* _PROBLEM REQUIREMENTS_
Give a verbatim copy of the lines below, minus the pictures.

* _SOURCE EXCERPT_
※ ※ ※

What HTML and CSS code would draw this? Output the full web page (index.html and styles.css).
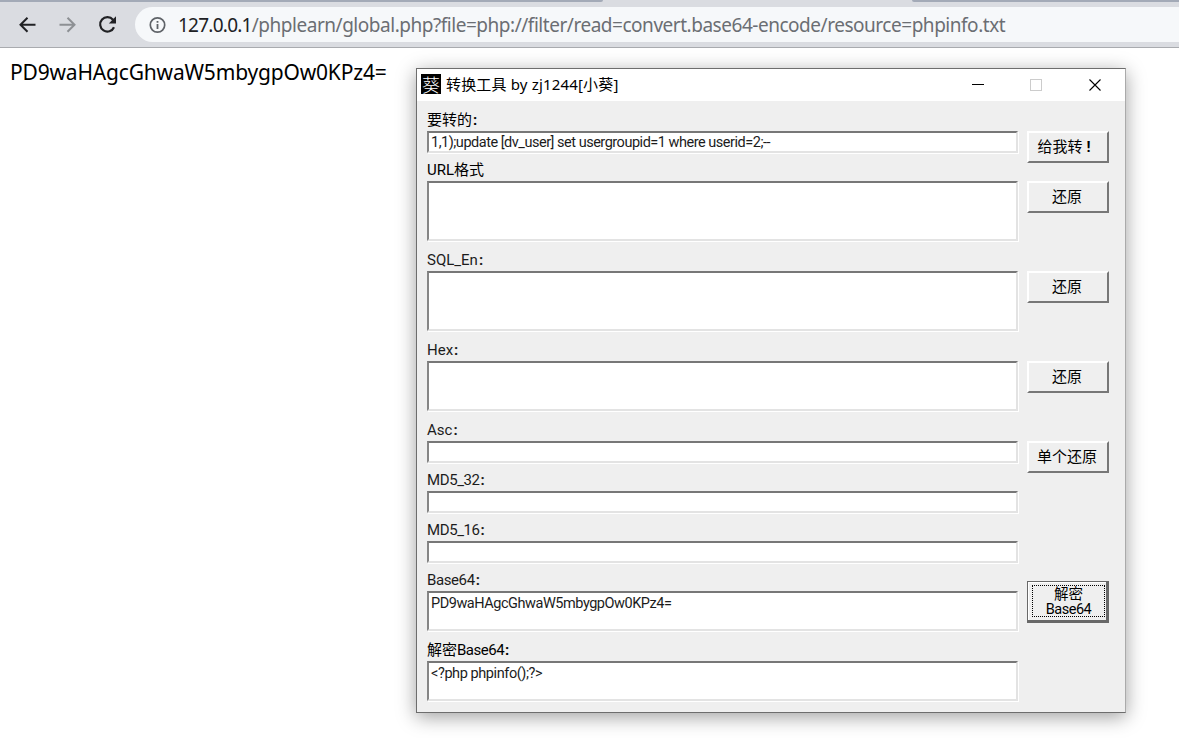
FILE: index.html
```html
<!DOCTYPE html>
<html lang="zh-CN">
<head>
<meta charset="utf-8">
<title>phpinfo.txt</title>
<link rel="stylesheet" href="styles.css">
</head>
<body>
<header class="browser">
  <div class="tabs"><span class="tab-strip tab-left"></span><span class="tab-strip tab-right"></span></div>
  <div class="toolbar">
    <svg class="nav" width="20" height="20" viewBox="0 0 20 20"><path d="M17.500 9.700H3M9.500 2.700L2.500 9.700l7 7" fill="none" stroke="#202124" stroke-width="2"/></svg>
    <svg class="nav" width="20" height="20" viewBox="0 0 20 20"><path d="M1.500 9.700H16M9.500 2.700l7 7-7 7" fill="none" stroke="#8d9094" stroke-width="2"/></svg>
    <svg class="nav" width="20" height="20" viewBox="0 0 20 20"><path d="M15 4.800A7.200 7.200 0 1 0 16 12.200" fill="none" stroke="#202124" stroke-width="2.200"/><path d="M18 1.300v7.200h-7.200z" fill="#202124"/></svg>
    <div class="address">
      <svg class="info" width="18" height="18" viewBox="0 0 18 18"><circle cx="9.500" cy="9" r="7.200" fill="none" stroke="#5f6368" stroke-width="1.700"/><path d="M9.500 8v5M9.500 5v1.800" stroke="#5f6368" stroke-width="1.800"/></svg>
      <span class="url"><b>127.0.0.1</b>/phplearn/global.php?file=php://filter/read=convert.base64-encode/resource=phpinfo.txt</span>
    </div>
  </div>
</header>
<main class="page"><span class="output">PD9waHAgcGhwaW5mbygpOw0KPz4=</span></main>

<section class="window">
  <div class="titlebar">
    <span class="app-icon">葵</span>
    <span class="title">转换工具 by zj1244[小葵]</span>
    <svg class="controls" width="130" height="14" viewBox="0 0 130 14" fill="none" shape-rendering="crispEdges"><path d="M0 6.500h12" stroke="#000"/><rect x="58.500" y="1.500" width="11" height="11" stroke="#ccc"/><path d="M117.500 1.500l11 11M128.500 1.500l-11 11" stroke="#000" stroke-width="1.100" shape-rendering="auto"/></svg>
  </div>
  <form class="form">
    <div class="row"><div class="entry"><label class="label cjk">要转的<i>:</i></label><div class="field h22"><span class="query">1,1);update [dv_user] set usergroupid=1 where userid=2;--</span></div></div><button type="button" class="button">给我转<i class="bang">!</i></button></div>
    <div class="row"><div class="entry"><label class="label cjk">URL格式</label><div class="field h61"></div></div><button type="button" class="button">还原</button></div>
    <div class="row"><div class="entry"><label class="label">SQL_En<i>:</i></label><div class="field h61"></div></div><button type="button" class="button">还原</button></div>
    <div class="row"><div class="entry"><label class="label">Hex<i>:</i></label><div class="field h51"></div></div><button type="button" class="button">还原</button></div>
    <div class="row"><div class="entry"><label class="label">Asc<i>:</i></label><div class="field h22"></div></div><button type="button" class="button">单个还原</button></div>
    <div class="row"><div class="entry"><label class="label tight">MD5_32<i>:</i></label><div class="field h22"></div></div></div>
    <div class="row"><div class="entry"><label class="label tight">MD5_16<i>:</i></label><div class="field h22"></div></div></div>
    <div class="row"><div class="entry"><label class="label tight">Base64<i>:</i></label><div class="field h41"><span class="encoded">PD9waHAgcGhwaW5mbygpOw0KPz4=</span></div></div><button type="button" class="button focused"><span class="focus-ring"><span>解密</span><span class="b64">Base64</span></span></button></div>
    <div class="row"><div class="entry"><label class="label cjk">解密<span class="b64">Base64</span><i>:</i></label><div class="field h41"><span class="decoded">&lt;?php phpinfo();?&gt;</span></div></div></div>
  </form>
</section>
</body>
</html>
```
FILE: styles.css
```css
* { box-sizing: border-box; }
body { margin: 0; height: 738px; overflow: hidden; background: #fff; font-family: "Noto Sans", "Noto Sans CJK SC", sans-serif; }
.browser { height: 48px; background: #dadce1; border-bottom: 1px solid #a9abaf; }
.tabs { height: 7px; display: flex; justify-content: space-between; }
.tab-strip { height: 2px; background: #a3aab7; }
.tab-left { width: 603px; border-bottom-right-radius: 4px; }
.tab-right { width: 267px; border-bottom-left-radius: 4px; }
.toolbar { display: flex; align-items: center; height: 35px; padding-left: 18px; }
.nav { margin-right: 20px; flex: none; }
.address { flex: 1; height: 35px; margin-left: -3px; border-radius: 18px 0 0 18px; background: #f6f8fa; display: flex; align-items: center; padding-left: 13px; }
.info { margin-right: 12px; flex: none; }
.url { font-size: 19px; line-height: 34px; white-space: nowrap; color: #6b6e73; letter-spacing: -0.47px; }
.url b { font-weight: 400; color: #202124; letter-spacing: -0.75px; }
.page { padding: 9px 10px; font-size: 21px; line-height: 30px; letter-spacing: -0.18px; color: #000; }
.window { position: absolute; left: 416px; top: 68px; width: 710px; height: 645px; border: 1px solid #6d6d6d; border-right-color: #aaa; background: #efefef; box-shadow: 0 4px 18px rgba(0,0,0,.38); }
.titlebar { height: 32px; background: #fff; display: flex; align-items: center; padding-left: 4px; }
.app-icon { width: 20px; height: 20px; margin-bottom: 2px; background: #000; color: #fff; font: 300 18px/20px "Noto Sans CJK SC", sans-serif; text-align: center; }
.title { margin-left: 5px; font-size: 15px; line-height: 30px; flex: 1; color: #000; white-space: nowrap; letter-spacing: 0.17px; margin-bottom: 2px; }
.controls { margin-right: 23px; }
.form { padding: 8px 10px 0; font-family: Roboto, "Noto Sans CJK SC", sans-serif; font-size: 15px; color: #1c1c1c; }
.row { display: flex; align-items: flex-start; gap: 9px; }
.entry { width: 591px; }
.label { display: block; height: 22px; line-height: 22px; white-space: nowrap; }
.cjk { color: #000; }
.tight { letter-spacing: -0.4px; }
.b64 { letter-spacing: -0.5px; }
.label i { font-style: normal; font-weight: 700; margin-left: 1px; }
.field { background: #fff; border: 2px solid; border-color: #777 #e3e3e3 #e3e3e3 #858585; box-shadow: 1px 1px #fff; padding-left: 2px; font-size: 14.500px; line-height: 18px; white-space: nowrap; }
.h22 { height: 22px; margin-bottom: 6px; }
.h61 { height: 60px; margin-bottom: 8px; }
.h51 { height: 50px; margin-bottom: 8px; }
.h41 { height: 40px; margin-bottom: 8px; }
.field span { display: block; }
.query { letter-spacing: -0.48px; line-height: 20px; }
.encoded { letter-spacing: -0.46px; line-height: 21px; }
.decoded { letter-spacing: -0.42px; line-height: 21px; }
.button { width: 82px; height: 32px; margin: 22px 0 -10px; padding: 0 2px 0 0; border: 2px solid; border-color: #fff #777 #777 #fff; background: #efefef; font: 15px/20px Roboto, "Noto Sans CJK SC", sans-serif; color: #000; white-space: nowrap; }
.bang { font-style: normal; font-weight: 700; margin: 0 6px 0 4px; }
.focused { height: 42px; margin-top: 12px; padding: 0; border-color: #686868; border-width: 1px 3px 3px 1px; box-shadow: inset 1px 1px #fff; }
.focus-ring { display: block; margin: 0 1px 0 4px; height: 32px; border: 1px dotted #000; font-size: 14.500px; }
.focus-ring span { display: block; height: 15px; line-height: 17px; }
```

※ ※ ※

* _SOLUTION TO THE PROBLEM_
What HTML and CSS code would draw this? Output the full web page (index.html and styles.css).
FILE: index.html
```html
<!DOCTYPE html>
<html lang="zh-CN">
<head>
<meta charset="utf-8">
<title>phpinfo.txt</title>
<link rel="stylesheet" href="styles.css">
</head>
<body>
<header class="browser">
  <div class="tabs"><span class="tab-strip tab-left"></span><span class="tab-strip tab-right"></span></div>
  <div class="toolbar">
    <svg class="nav" width="20" height="20" viewBox="0 0 20 20"><path d="M17.500 9.700H3M9.500 2.700L2.500 9.700l7 7" fill="none" stroke="#202124" stroke-width="2"/></svg>
    <svg class="nav" width="20" height="20" viewBox="0 0 20 20"><path d="M1.500 9.700H16M9.500 2.700l7 7-7 7" fill="none" stroke="#8d9094" stroke-width="2"/></svg>
    <svg class="nav" width="20" height="20" viewBox="0 0 20 20"><path d="M15 4.800A7.200 7.200 0 1 0 16 12.200" fill="none" stroke="#202124" stroke-width="2.200"/><path d="M18 1.300v7.200h-7.200z" fill="#202124"/></svg>
    <div class="address">
      <svg class="info" width="18" height="18" viewBox="0 0 18 18"><circle cx="9.500" cy="9" r="7.200" fill="none" stroke="#5f6368" stroke-width="1.700"/><path d="M9.500 8v5M9.500 5v1.800" stroke="#5f6368" stroke-width="1.800"/></svg>
      <span class="url"><b>127.0.0.1</b>/phplearn/global.php?file=php://filter/read=convert.base64-encode/resource=phpinfo.txt</span>
    </div>
  </div>
</header>
<main class="page"><span class="output">PD9waHAgcGhwaW5mbygpOw0KPz4=</span></main>

<section class="window">
  <div class="titlebar">
    <span class="app-icon">葵</span>
    <span class="title">转换工具 by zj1244[小葵]</span>
    <svg class="controls" width="130" height="14" viewBox="0 0 130 14" fill="none" shape-rendering="crispEdges"><path d="M0 6.500h12" stroke="#000"/><rect x="58.500" y="1.500" width="11" height="11" stroke="#ccc"/><path d="M117.500 1.500l11 11M128.500 1.500l-11 11" stroke="#000" stroke-width="1.100" shape-rendering="auto"/></svg>
  </div>
  <form class="form">
    <div class="row"><div class="entry"><label class="label cjk">要转的<i>:</i></label><div class="field h22"><span class="query">1,1);update [dv_user] set usergroupid=1 where userid=2;--</span></div></div><button type="button" class="button">给我转<i class="bang">!</i></button></div>
    <div class="row"><div class="entry"><label class="label cjk">URL格式</label><div class="field h61"></div></div><button type="button" class="button">还原</button></div>
    <div class="row"><div class="entry"><label class="label">SQL_En<i>:</i></label><div class="field h61"></div></div><button type="button" class="button">还原</button></div>
    <div class="row"><div class="entry"><label class="label">Hex<i>:</i></label><div class="field h51"></div></div><button type="button" class="button">还原</button></div>
    <div class="row"><div class="entry"><label class="label">Asc<i>:</i></label><div class="field h22"></div></div><button type="button" class="button">单个还原</button></div>
    <div class="row"><div class="entry"><label class="label tight">MD5_32<i>:</i></label><div class="field h22"></div></div></div>
    <div class="row"><div class="entry"><label class="label tight">MD5_16<i>:</i></label><div class="field h22"></div></div></div>
    <div class="row"><div class="entry"><label class="label tight">Base64<i>:</i></label><div class="field h41"><span class="encoded">PD9waHAgcGhwaW5mbygpOw0KPz4=</span></div></div><button type="button" class="button focused"><span class="focus-ring"><span>解密</span><span class="b64">Base64</span></span></button></div>
    <div class="row"><div class="entry"><label class="label cjk">解密<span class="b64">Base64</span><i>:</i></label><div class="field h41"><span class="decoded">&lt;?php phpinfo();?&gt;</span></div></div></div>
  </form>
</section>
</body>
</html>
```
FILE: styles.css
```css
* { box-sizing: border-box; }
body { margin: 0; height: 738px; overflow: hidden; background: #fff; font-family: "Noto Sans", "Noto Sans CJK SC", sans-serif; }
.browser { height: 48px; background: #dadce1; border-bottom: 1px solid #a9abaf; }
.tabs { height: 7px; display: flex; justify-content: space-between; }
.tab-strip { height: 2px; background: #a3aab7; }
.tab-left { width: 603px; border-bottom-right-radius: 4px; }
.tab-right { width: 267px; border-bottom-left-radius: 4px; }
.toolbar { display: flex; align-items: center; height: 35px; padding-left: 18px; }
.nav { margin-right: 20px; flex: none; }
.address { flex: 1; height: 35px; margin-left: -3px; border-radius: 18px 0 0 18px; background: #f6f8fa; display: flex; align-items: center; padding-left: 13px; }
.info { margin-right: 12px; flex: none; }
.url { font-size: 19px; line-height: 34px; white-space: nowrap; color: #6b6e73; letter-spacing: -0.47px; }
.url b { font-weight: 400; color: #202124; letter-spacing: -0.75px; }
.page { padding: 9px 10px; font-size: 21px; line-height: 30px; letter-spacing: -0.18px; color: #000; }
.window { position: absolute; left: 416px; top: 68px; width: 710px; height: 645px; border: 1px solid #6d6d6d; border-right-color: #aaa; background: #efefef; box-shadow: 0 4px 18px rgba(0,0,0,.38); }
.titlebar { height: 32px; background: #fff; display: flex; align-items: center; padding-left: 4px; }
.app-icon { width: 20px; height: 20px; margin-bottom: 2px; background: #000; color: #fff; font: 300 18px/20px "Noto Sans CJK SC", sans-serif; text-align: center; }
.title { margin-left: 5px; font-size: 15px; line-height: 30px; flex: 1; color: #000; white-space: nowrap; letter-spacing: 0.17px; margin-bottom: 2px; }
.controls { margin-right: 23px; }
.form { padding: 8px 10px 0; font-family: Roboto, "Noto Sans CJK SC", sans-serif; font-size: 15px; color: #1c1c1c; }
.row { display: flex; align-items: flex-start; gap: 9px; }
.entry { width: 591px; }
.label { display: block; height: 22px; line-height: 22px; white-space: nowrap; }
.cjk { color: #000; }
.tight { letter-spacing: -0.4px; }
.b64 { letter-spacing: -0.5px; }
.label i { font-style: normal; font-weight: 700; margin-left: 1px; }
.field { background: #fff; border: 2px solid; border-color: #777 #e3e3e3 #e3e3e3 #858585; box-shadow: 1px 1px #fff; padding-left: 2px; font-size: 14.500px; line-height: 18px; white-space: nowrap; }
.h22 { height: 22px; margin-bottom: 6px; }
.h61 { height: 60px; margin-bottom: 8px; }
.h51 { height: 50px; margin-bottom: 8px; }
.h41 { height: 40px; margin-bottom: 8px; }
.field span { display: block; }
.query { letter-spacing: -0.48px; line-height: 20px; }
.encoded { letter-spacing: -0.46px; line-height: 21px; }
.decoded { letter-spacing: -0.42px; line-height: 21px; }
.button { width: 82px; height: 32px; margin: 22px 0 -10px; padding: 0 2px 0 0; border: 2px solid; border-color: #fff #777 #777 #fff; background: #efefef; font: 15px/20px Roboto, "Noto Sans CJK SC", sans-serif; color: #000; white-space: nowrap; }
.bang { font-style: normal; font-weight: 700; margin: 0 6px 0 4px; }
.focused { height: 42px; margin-top: 12px; padding: 0; border-color: #686868; border-width: 1px 3px 3px 1px; box-shadow: inset 1px 1px #fff; }
.focus-ring { display: block; margin: 0 1px 0 4px; height: 32px; border: 1px dotted #000; font-size: 14.500px; }
.focus-ring span { display: block; height: 15px; line-height: 17px; }
```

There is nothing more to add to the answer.